Per la Rai quale futuro? L’Upa (Utenti pubblicitari associati), un organismo che rappresenta le più grandi imprese che investono in pubblicità, ne propone uno sulla base di un’indagine condotta da AstraRierche. Lo studio, intitolato proprio con la suddetta domanda, propone una Rai pubblica, ma molto diversa da quella attuale.
Dalla ricerca la Rai ne esce sofferente, mal gestita, senza un futuro certo, senza idee, con format che si ripetono sempre uguali, non più credibile, mortificata per i talenti inespressi e le potenzialità non sfruttate.
Il risultato? Come ha ricordato lo stesso presidente Garimberti, la Rai è ormai ingovernabile.
Mai come in questo periodo il simbolo del cavallo “imbizzarrito e morente” descrive benissimo l’azienda.
Tuttavia non mancano sprazzi di cauto ottimismo. Secondo lo studio la Rai può pensare al futuro sfruttando il suo passato. Stiamo parlando del grande know how accumulato, degli immensi giacimenti e archivi di Rai Teche, nonché della presenza capillare in tutta Italia e del blasone di tv di Stato che ancora regge.
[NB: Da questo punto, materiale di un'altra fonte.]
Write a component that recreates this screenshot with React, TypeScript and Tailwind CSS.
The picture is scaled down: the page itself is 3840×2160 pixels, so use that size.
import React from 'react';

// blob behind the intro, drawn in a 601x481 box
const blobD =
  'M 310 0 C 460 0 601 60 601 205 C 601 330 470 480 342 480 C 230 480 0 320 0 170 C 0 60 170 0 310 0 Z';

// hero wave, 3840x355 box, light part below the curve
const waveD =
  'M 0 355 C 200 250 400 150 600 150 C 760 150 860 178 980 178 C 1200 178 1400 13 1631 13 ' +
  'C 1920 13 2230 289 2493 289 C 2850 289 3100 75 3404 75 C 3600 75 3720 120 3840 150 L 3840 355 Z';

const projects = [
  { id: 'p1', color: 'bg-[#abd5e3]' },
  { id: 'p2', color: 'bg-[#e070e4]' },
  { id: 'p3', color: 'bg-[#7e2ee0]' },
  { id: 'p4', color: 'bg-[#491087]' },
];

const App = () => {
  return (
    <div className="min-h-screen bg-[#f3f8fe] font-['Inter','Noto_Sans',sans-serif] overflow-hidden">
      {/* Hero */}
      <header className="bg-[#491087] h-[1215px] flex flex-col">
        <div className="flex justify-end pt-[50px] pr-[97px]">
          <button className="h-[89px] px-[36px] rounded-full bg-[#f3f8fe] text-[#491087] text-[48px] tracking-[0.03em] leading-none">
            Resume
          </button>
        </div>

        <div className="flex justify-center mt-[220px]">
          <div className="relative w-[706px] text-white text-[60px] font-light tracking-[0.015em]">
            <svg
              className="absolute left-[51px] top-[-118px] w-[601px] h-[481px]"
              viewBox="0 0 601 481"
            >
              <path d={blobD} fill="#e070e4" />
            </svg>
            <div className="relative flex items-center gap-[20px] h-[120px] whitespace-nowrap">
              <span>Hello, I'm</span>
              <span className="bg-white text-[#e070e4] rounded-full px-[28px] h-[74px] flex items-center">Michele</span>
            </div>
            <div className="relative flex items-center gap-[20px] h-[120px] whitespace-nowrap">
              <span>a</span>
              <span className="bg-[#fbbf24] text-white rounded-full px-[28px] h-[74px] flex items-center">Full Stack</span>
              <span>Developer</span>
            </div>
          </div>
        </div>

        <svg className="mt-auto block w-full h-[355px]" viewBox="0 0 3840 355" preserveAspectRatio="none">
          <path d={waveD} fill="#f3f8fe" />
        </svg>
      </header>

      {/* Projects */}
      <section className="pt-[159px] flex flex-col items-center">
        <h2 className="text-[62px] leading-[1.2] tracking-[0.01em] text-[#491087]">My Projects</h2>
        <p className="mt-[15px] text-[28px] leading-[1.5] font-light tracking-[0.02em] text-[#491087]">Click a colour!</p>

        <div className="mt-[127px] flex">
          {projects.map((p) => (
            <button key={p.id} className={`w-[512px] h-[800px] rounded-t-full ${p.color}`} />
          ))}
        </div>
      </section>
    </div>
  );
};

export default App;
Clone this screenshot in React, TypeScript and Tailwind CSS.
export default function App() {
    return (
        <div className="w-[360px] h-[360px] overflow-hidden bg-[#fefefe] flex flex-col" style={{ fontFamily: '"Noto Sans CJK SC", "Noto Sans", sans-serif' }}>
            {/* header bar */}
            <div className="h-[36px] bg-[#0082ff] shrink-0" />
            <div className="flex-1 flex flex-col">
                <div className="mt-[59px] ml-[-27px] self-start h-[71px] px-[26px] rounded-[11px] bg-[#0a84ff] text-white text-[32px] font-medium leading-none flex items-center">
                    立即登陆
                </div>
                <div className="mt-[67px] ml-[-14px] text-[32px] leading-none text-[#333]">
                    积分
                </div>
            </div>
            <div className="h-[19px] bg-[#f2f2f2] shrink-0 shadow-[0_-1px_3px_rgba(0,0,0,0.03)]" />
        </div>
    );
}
Dunque per l’Upa una Rai diversa è possibile, a patto che si “faccia quadrato” e si metta mano ad una ristrutturazione ormai improrogabile.
Passiamo alla cura ovvero alla riforma, consapevoli delle difficoltà. «Se ne parla da sempre, ma non s’è mai realizzata. In Italia non si riforma nulla, figuriamoci la Rai». Facciamo finta di non aver letto la precedente frase e iniziamo a “sognare”.
Per l’Upa la Rai deve restare pubblica, ma riformata dal profondo. Bisogna dotarla di “filtri anti-politica” per evitare malsane e nefaste lottizzazioni. Bisogna sottrarla al Tesoro e consegnarla ad una Fondazione. Dovrà essere rispettato uno statuto che rifletta l’attuale Contratto di servizio con l’obbligo del pareggio di bilancio. I livelli decisionali saranno due: il consiglio di indirizzo e il cda. Il primo avrà funzione di controllo e garanzia (una sorta di Vigilanza) e sarà nominato da soggetti istituzionali come i presidenti di Camera e Senato, dalla Corte Costituzionale, dall’Agcom, e anche dalle regioni, dai comuni, dalle associazioni dei consumatori e persino dalle Università. Il secondo sarà di 5 o massimo 7 membri, nominati dal consiglio di indirizzo, di chiara professionalità, indipendenti e con competenze specifiche. All’interno del cda è previsto un ad, responsabile della gestione dell’azienda nel rispetto delle linee guida dettate dal consiglio di indirizzo e dallo statuto. Infine il presidente, anch’esso nominato dal consiglio di indirizzo, fungerà da raccordo tra quest’ultimo e il cda.
Non finisce qui. C’è il problema del canone: 6 mln di famiglie che lo evadono sono troppe. Per il presidente dell’Upa si potrebbe alleggerire l’evasione allegando la tassa più odiata alla bolletta della luce o alla dichiarazione dei redditi.
Poi per giustificare il pagamento del canone bisognerebbe liberare una rete dalle briglie dell’audience e della pubblicità in modo da favorire un servizio pubblico di qualità e la sperimentazione di nuovi format e linguaggi.
Infine c’è la speranza di un modello inedito di pluralismo “multi-multi”. Si tratterebbe di un’offerta fatta “su misura” dell’utente. Una programmazione distribuita su molteplici piattaforme, con diversi contenuti, stili e target di riferimento. Lo slogan della mission aziendale sarebbe: «quel che voglio, dove voglio, quando voglio».
Una Rai così sarebbe una benedizione per i pubblicitari.